■ DIRECTIONS FOR THIS TASK ■
Quote the data below in full, minus the images.
--- begin ---
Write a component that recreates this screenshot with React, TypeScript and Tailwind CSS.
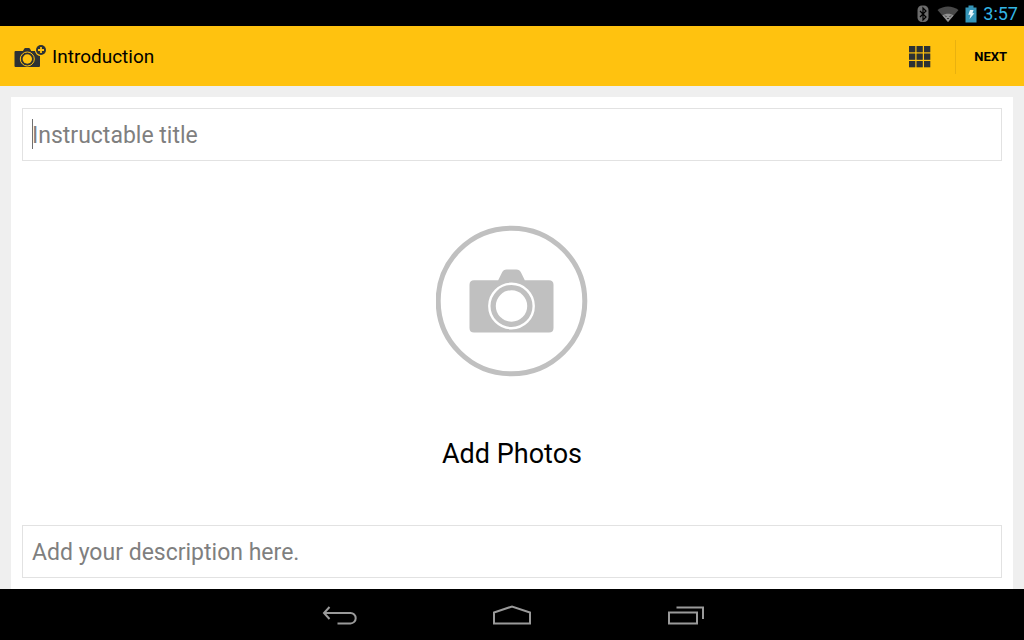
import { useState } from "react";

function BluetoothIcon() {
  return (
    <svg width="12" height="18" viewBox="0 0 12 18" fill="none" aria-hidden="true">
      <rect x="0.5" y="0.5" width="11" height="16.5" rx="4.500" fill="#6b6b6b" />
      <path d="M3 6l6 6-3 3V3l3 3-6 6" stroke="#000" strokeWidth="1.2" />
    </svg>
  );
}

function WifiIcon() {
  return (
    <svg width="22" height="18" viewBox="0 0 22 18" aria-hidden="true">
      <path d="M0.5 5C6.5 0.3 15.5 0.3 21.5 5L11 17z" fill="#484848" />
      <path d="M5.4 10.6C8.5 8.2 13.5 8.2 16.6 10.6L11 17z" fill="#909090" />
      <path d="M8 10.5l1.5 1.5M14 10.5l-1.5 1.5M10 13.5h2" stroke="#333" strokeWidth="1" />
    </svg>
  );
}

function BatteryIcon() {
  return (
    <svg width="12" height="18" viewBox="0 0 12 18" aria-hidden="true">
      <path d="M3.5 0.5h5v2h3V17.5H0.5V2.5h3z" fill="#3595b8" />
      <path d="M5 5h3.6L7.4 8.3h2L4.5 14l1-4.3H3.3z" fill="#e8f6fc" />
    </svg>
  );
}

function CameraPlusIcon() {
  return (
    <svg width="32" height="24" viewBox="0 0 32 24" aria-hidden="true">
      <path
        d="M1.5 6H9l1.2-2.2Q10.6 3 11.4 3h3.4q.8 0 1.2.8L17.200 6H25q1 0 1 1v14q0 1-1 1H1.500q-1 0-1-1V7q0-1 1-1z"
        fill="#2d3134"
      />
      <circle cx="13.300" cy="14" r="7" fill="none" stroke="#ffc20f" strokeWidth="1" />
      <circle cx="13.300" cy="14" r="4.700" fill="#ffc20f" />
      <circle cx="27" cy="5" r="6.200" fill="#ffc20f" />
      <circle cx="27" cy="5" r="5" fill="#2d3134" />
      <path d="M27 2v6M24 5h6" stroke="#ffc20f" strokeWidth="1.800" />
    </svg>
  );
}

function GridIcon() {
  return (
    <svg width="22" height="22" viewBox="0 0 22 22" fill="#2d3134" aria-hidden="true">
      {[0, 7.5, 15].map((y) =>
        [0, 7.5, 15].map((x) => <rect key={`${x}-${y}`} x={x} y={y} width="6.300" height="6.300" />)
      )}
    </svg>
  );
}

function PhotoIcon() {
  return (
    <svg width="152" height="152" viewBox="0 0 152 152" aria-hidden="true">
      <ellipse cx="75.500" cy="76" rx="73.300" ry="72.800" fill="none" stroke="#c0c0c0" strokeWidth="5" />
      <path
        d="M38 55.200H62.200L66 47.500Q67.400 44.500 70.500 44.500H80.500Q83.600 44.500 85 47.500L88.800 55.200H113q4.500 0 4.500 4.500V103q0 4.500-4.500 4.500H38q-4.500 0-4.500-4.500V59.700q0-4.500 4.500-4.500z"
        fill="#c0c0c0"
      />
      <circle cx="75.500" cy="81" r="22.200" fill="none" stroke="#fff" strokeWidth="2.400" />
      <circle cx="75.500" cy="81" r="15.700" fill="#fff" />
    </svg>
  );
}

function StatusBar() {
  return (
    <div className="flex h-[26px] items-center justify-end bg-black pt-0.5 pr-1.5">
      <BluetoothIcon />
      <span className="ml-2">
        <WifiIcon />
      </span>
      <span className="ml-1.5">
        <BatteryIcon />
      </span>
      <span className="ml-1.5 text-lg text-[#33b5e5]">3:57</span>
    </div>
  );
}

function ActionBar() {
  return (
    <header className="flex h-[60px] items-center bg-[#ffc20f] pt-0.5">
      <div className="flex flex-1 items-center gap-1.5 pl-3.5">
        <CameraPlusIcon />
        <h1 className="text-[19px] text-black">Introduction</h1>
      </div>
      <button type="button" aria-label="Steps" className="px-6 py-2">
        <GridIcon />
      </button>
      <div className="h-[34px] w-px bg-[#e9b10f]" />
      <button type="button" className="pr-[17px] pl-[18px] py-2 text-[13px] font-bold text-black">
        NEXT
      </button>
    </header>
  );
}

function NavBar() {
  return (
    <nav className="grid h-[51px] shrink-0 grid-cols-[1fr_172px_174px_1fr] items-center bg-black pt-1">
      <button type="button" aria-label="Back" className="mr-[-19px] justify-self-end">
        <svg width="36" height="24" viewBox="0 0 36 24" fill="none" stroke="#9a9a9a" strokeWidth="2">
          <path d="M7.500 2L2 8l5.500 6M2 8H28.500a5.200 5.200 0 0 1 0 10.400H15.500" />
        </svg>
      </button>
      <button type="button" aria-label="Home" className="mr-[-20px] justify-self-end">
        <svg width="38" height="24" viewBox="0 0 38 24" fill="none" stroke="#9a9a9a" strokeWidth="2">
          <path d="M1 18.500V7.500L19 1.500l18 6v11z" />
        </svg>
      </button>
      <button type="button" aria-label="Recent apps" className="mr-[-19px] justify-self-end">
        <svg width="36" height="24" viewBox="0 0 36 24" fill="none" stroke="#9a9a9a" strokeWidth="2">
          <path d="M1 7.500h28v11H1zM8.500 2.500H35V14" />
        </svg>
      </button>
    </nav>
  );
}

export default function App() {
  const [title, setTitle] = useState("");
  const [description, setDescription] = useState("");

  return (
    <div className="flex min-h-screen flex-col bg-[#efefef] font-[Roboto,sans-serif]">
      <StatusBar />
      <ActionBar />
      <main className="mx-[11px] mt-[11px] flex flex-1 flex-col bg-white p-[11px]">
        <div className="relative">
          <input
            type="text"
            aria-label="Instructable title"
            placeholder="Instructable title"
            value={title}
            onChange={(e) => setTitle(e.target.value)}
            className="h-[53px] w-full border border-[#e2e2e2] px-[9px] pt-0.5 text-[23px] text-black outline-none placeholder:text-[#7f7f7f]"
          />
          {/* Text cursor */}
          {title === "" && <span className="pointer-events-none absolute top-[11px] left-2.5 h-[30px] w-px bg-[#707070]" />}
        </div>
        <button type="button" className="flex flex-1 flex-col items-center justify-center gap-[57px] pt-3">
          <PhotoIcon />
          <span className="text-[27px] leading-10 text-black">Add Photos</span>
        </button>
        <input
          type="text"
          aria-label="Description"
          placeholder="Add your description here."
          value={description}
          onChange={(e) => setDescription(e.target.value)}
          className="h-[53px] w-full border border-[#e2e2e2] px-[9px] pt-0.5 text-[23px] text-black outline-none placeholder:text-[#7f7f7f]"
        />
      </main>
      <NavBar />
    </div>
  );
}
--- end ---
■ FINISHED TASK ■
Write a component that recreates this screenshot with React, TypeScript and Tailwind CSS.
import { useState } from "react";

function BluetoothIcon() {
  return (
    <svg width="12" height="18" viewBox="0 0 12 18" fill="none" aria-hidden="true">
      <rect x="0.5" y="0.5" width="11" height="16.5" rx="4.500" fill="#6b6b6b" />
      <path d="M3 6l6 6-3 3V3l3 3-6 6" stroke="#000" strokeWidth="1.2" />
    </svg>
  );
}

function WifiIcon() {
  return (
    <svg width="22" height="18" viewBox="0 0 22 18" aria-hidden="true">
      <path d="M0.5 5C6.5 0.3 15.5 0.3 21.5 5L11 17z" fill="#484848" />
      <path d="M5.4 10.6C8.5 8.2 13.5 8.2 16.6 10.6L11 17z" fill="#909090" />
      <path d="M8 10.5l1.5 1.5M14 10.5l-1.5 1.5M10 13.5h2" stroke="#333" strokeWidth="1" />
    </svg>
  );
}

function BatteryIcon() {
  return (
    <svg width="12" height="18" viewBox="0 0 12 18" aria-hidden="true">
      <path d="M3.5 0.5h5v2h3V17.5H0.5V2.5h3z" fill="#3595b8" />
      <path d="M5 5h3.6L7.4 8.3h2L4.5 14l1-4.3H3.3z" fill="#e8f6fc" />
    </svg>
  );
}

function CameraPlusIcon() {
  return (
    <svg width="32" height="24" viewBox="0 0 32 24" aria-hidden="true">
      <path
        d="M1.5 6H9l1.2-2.2Q10.6 3 11.4 3h3.4q.8 0 1.2.8L17.200 6H25q1 0 1 1v14q0 1-1 1H1.500q-1 0-1-1V7q0-1 1-1z"
        fill="#2d3134"
      />
      <circle cx="13.300" cy="14" r="7" fill="none" stroke="#ffc20f" strokeWidth="1" />
      <circle cx="13.300" cy="14" r="4.700" fill="#ffc20f" />
      <circle cx="27" cy="5" r="6.200" fill="#ffc20f" />
      <circle cx="27" cy="5" r="5" fill="#2d3134" />
      <path d="M27 2v6M24 5h6" stroke="#ffc20f" strokeWidth="1.800" />
    </svg>
  );
}

function GridIcon() {
  return (
    <svg width="22" height="22" viewBox="0 0 22 22" fill="#2d3134" aria-hidden="true">
      {[0, 7.5, 15].map((y) =>
        [0, 7.5, 15].map((x) => <rect key={`${x}-${y}`} x={x} y={y} width="6.300" height="6.300" />)
      )}
    </svg>
  );
}

function PhotoIcon() {
  return (
    <svg width="152" height="152" viewBox="0 0 152 152" aria-hidden="true">
      <ellipse cx="75.500" cy="76" rx="73.300" ry="72.800" fill="none" stroke="#c0c0c0" strokeWidth="5" />
      <path
        d="M38 55.200H62.200L66 47.500Q67.400 44.500 70.500 44.500H80.500Q83.600 44.500 85 47.500L88.800 55.200H113q4.500 0 4.500 4.500V103q0 4.500-4.500 4.500H38q-4.500 0-4.500-4.500V59.700q0-4.500 4.500-4.500z"
        fill="#c0c0c0"
      />
      <circle cx="75.500" cy="81" r="22.200" fill="none" stroke="#fff" strokeWidth="2.400" />
      <circle cx="75.500" cy="81" r="15.700" fill="#fff" />
    </svg>
  );
}

function StatusBar() {
  return (
    <div className="flex h-[26px] items-center justify-end bg-black pt-0.5 pr-1.5">
      <BluetoothIcon />
      <span className="ml-2">
        <WifiIcon />
      </span>
      <span className="ml-1.5">
        <BatteryIcon />
      </span>
      <span className="ml-1.5 text-lg text-[#33b5e5]">3:57</span>
    </div>
  );
}

function ActionBar() {
  return (
    <header className="flex h-[60px] items-center bg-[#ffc20f] pt-0.5">
      <div className="flex flex-1 items-center gap-1.5 pl-3.5">
        <CameraPlusIcon />
        <h1 className="text-[19px] text-black">Introduction</h1>
      </div>
      <button type="button" aria-label="Steps" className="px-6 py-2">
        <GridIcon />
      </button>
      <div className="h-[34px] w-px bg-[#e9b10f]" />
      <button type="button" className="pr-[17px] pl-[18px] py-2 text-[13px] font-bold text-black">
        NEXT
      </button>
    </header>
  );
}

function NavBar() {
  return (
    <nav className="grid h-[51px] shrink-0 grid-cols-[1fr_172px_174px_1fr] items-center bg-black pt-1">
      <button type="button" aria-label="Back" className="mr-[-19px] justify-self-end">
        <svg width="36" height="24" viewBox="0 0 36 24" fill="none" stroke="#9a9a9a" strokeWidth="2">
          <path d="M7.500 2L2 8l5.500 6M2 8H28.500a5.200 5.200 0 0 1 0 10.400H15.500" />
        </svg>
      </button>
      <button type="button" aria-label="Home" className="mr-[-20px] justify-self-end">
        <svg width="38" height="24" viewBox="0 0 38 24" fill="none" stroke="#9a9a9a" strokeWidth="2">
          <path d="M1 18.500V7.500L19 1.500l18 6v11z" />
        </svg>
      </button>
      <button type="button" aria-label="Recent apps" className="mr-[-19px] justify-self-end">
        <svg width="36" height="24" viewBox="0 0 36 24" fill="none" stroke="#9a9a9a" strokeWidth="2">
          <path d="M1 7.500h28v11H1zM8.500 2.500H35V14" />
        </svg>
      </button>
    </nav>
  );
}

export default function App() {
  const [title, setTitle] = useState("");
  const [description, setDescription] = useState("");

  return (
    <div className="flex min-h-screen flex-col bg-[#efefef] font-[Roboto,sans-serif]">
      <StatusBar />
      <ActionBar />
      <main className="mx-[11px] mt-[11px] flex flex-1 flex-col bg-white p-[11px]">
        <div className="relative">
          <input
            type="text"
            aria-label="Instructable title"
            placeholder="Instructable title"
            value={title}
            onChange={(e) => setTitle(e.target.value)}
            className="h-[53px] w-full border border-[#e2e2e2] px-[9px] pt-0.5 text-[23px] text-black outline-none placeholder:text-[#7f7f7f]"
          />
          {/* Text cursor */}
          {title === "" && <span className="pointer-events-none absolute top-[11px] left-2.5 h-[30px] w-px bg-[#707070]" />}
        </div>
        <button type="button" className="flex flex-1 flex-col items-center justify-center gap-[57px] pt-3">
          <PhotoIcon />
          <span className="text-[27px] leading-10 text-black">Add Photos</span>
        </button>
        <input
          type="text"
          aria-label="Description"
          placeholder="Add your description here."
          value={description}
          onChange={(e) => setDescription(e.target.value)}
          className="h-[53px] w-full border border-[#e2e2e2] px-[9px] pt-0.5 text-[23px] text-black outline-none placeholder:text-[#7f7f7f]"
        />
      </main>
      <NavBar />
    </div>
  );
}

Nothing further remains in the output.